PROVIDED RECORDS
════════════════════

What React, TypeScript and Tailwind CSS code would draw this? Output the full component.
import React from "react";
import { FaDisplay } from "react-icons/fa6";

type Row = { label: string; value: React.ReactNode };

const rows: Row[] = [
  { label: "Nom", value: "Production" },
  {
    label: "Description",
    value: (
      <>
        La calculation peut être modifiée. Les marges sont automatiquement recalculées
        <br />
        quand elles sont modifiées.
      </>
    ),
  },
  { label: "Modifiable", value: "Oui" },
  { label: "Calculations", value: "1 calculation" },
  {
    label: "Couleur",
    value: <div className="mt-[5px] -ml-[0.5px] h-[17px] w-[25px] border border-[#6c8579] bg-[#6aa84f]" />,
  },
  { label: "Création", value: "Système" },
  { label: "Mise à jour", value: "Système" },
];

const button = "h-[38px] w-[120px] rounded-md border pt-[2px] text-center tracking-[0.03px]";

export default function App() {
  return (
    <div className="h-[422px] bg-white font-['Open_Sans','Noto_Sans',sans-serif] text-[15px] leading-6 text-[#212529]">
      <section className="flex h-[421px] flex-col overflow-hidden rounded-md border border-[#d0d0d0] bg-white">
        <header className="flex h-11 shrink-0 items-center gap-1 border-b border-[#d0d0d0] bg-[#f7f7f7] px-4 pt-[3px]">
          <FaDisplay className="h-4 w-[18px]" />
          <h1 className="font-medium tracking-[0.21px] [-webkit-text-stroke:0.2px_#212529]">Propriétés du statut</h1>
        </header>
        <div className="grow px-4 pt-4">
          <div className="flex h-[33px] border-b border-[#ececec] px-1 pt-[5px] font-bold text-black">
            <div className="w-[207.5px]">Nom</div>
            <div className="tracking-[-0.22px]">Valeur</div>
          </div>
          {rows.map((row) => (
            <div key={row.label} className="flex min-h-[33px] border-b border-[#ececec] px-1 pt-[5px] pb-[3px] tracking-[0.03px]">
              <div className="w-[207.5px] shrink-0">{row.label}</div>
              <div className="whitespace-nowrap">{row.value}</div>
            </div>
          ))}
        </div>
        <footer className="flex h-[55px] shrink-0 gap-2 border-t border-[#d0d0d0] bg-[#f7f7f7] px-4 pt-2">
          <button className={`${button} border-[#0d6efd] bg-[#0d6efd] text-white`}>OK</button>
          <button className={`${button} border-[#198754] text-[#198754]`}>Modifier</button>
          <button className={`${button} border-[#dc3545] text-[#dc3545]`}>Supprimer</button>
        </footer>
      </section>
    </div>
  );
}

════════════════════

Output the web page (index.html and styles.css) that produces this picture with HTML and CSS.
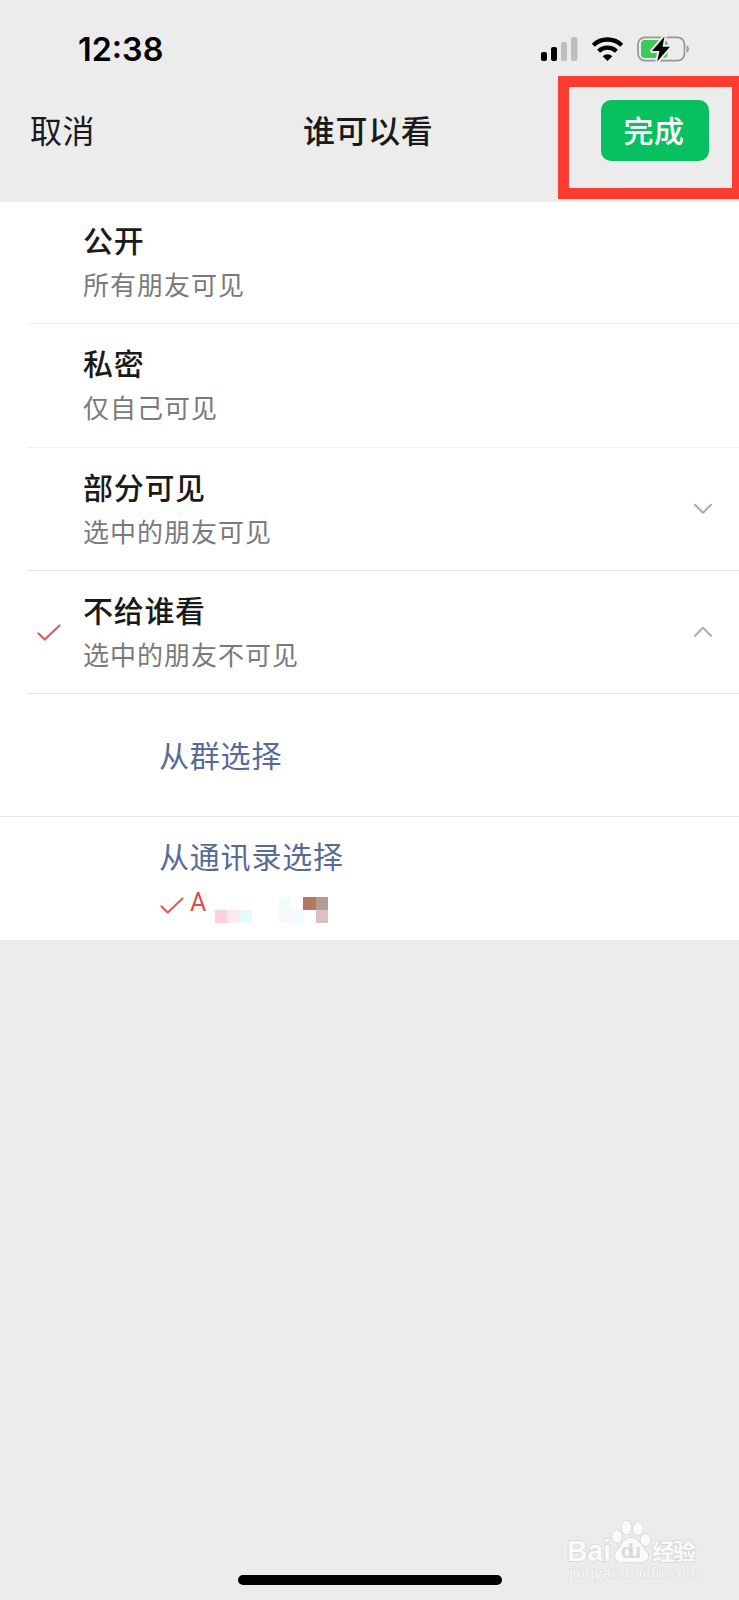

════════════════════

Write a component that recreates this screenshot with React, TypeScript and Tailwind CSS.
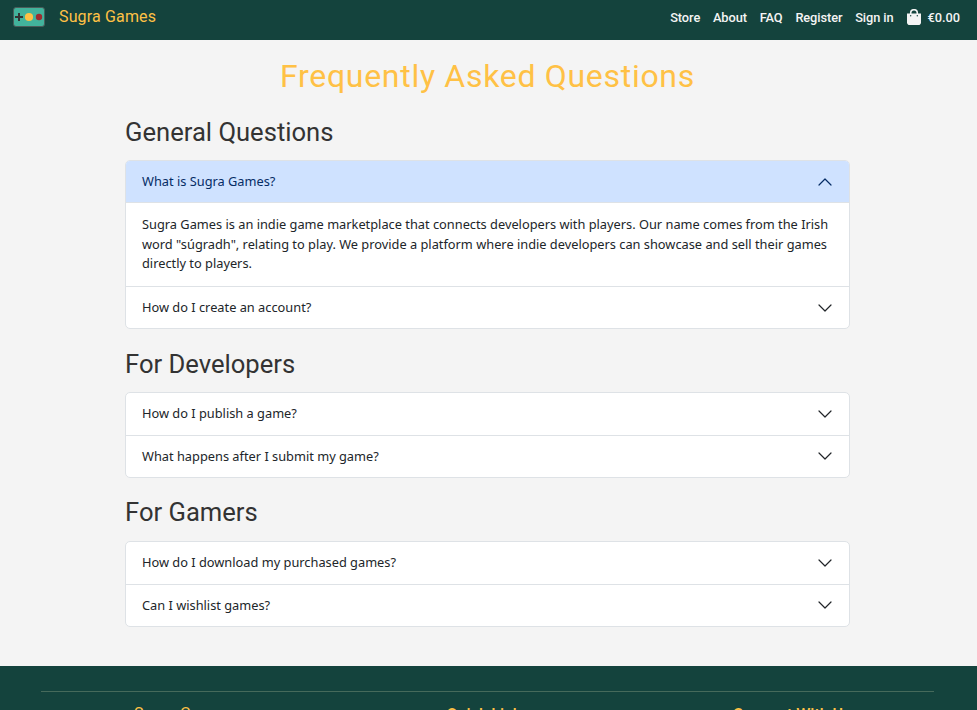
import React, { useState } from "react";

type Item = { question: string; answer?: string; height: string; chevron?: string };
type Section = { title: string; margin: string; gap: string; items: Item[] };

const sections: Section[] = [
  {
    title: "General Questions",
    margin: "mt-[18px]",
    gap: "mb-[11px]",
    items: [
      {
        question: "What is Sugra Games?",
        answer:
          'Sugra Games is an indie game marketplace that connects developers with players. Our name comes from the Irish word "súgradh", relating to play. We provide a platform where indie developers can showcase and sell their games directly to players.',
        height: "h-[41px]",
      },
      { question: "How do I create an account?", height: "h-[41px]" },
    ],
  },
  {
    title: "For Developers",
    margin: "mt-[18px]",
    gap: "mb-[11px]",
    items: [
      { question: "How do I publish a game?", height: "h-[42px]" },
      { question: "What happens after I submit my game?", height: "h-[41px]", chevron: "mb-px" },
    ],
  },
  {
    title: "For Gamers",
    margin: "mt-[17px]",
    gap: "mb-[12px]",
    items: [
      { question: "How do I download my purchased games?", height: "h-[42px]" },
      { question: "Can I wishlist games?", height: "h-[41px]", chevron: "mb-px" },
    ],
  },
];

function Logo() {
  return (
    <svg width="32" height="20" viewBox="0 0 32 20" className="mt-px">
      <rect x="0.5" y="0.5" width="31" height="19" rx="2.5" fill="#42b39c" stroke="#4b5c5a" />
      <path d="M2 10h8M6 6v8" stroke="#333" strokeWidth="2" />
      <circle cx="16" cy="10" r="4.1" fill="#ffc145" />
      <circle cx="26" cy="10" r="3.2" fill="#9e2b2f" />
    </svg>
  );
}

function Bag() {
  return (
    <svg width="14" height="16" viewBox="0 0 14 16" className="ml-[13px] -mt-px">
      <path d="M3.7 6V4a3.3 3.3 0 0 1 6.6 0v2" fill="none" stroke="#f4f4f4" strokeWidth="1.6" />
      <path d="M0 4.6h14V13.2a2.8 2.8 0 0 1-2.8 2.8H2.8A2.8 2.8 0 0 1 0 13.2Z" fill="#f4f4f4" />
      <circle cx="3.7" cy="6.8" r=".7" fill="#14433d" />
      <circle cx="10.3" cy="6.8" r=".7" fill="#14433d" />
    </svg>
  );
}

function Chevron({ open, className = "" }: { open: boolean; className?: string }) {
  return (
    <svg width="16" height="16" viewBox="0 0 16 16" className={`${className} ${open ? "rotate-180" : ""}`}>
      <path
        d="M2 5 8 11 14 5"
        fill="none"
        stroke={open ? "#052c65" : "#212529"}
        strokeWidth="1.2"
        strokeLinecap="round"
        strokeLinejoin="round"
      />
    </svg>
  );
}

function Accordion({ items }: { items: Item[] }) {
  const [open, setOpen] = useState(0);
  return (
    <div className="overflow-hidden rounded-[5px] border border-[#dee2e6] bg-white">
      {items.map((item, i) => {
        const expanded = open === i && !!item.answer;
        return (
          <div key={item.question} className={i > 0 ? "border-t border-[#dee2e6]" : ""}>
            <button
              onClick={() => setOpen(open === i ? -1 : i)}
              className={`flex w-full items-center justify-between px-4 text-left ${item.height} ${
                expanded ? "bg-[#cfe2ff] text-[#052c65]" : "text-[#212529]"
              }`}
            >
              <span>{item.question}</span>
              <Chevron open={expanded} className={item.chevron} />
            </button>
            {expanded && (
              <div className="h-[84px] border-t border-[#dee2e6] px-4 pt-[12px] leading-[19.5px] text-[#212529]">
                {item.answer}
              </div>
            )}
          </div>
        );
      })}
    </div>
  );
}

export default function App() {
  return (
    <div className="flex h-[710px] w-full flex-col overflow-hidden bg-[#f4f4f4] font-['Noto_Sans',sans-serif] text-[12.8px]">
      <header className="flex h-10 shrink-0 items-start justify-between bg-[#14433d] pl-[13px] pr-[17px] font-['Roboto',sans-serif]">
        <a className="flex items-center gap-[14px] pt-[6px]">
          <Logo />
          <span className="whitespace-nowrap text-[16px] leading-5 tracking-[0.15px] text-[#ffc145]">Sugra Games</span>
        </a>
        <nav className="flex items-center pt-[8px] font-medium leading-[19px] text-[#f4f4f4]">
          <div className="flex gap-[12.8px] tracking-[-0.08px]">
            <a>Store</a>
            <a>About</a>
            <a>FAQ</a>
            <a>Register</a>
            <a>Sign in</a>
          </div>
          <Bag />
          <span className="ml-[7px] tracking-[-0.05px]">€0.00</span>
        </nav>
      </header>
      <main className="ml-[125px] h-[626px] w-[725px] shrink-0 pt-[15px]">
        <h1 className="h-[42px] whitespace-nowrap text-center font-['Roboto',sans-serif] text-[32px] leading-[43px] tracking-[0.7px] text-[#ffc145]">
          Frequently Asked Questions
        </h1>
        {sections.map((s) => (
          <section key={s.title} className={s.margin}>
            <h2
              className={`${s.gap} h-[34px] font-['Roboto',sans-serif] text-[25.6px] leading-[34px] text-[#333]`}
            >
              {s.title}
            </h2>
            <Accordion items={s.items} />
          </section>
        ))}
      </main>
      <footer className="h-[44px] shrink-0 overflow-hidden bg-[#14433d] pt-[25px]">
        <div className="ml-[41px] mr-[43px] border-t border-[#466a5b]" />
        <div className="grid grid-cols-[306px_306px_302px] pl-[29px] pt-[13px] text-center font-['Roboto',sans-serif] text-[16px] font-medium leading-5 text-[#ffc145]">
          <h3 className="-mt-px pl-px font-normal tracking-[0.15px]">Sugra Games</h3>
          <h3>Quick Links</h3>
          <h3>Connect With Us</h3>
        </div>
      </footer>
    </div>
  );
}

════════════════════

TO DO
Nothing but the lines above, starting at the line that contains "Write a component" and ending at the line that contains "string; margin: string;", should be given again, exactly and without the pictures.

EXERCISE ANSWER
Write a component that recreates this screenshot with React, TypeScript and Tailwind CSS.
import React, { useState } from "react";

type Item = { question: string; answer?: string; height: string; chevron?: string };
type Section = { title: string; margin: string; gap: string; items: Item[] };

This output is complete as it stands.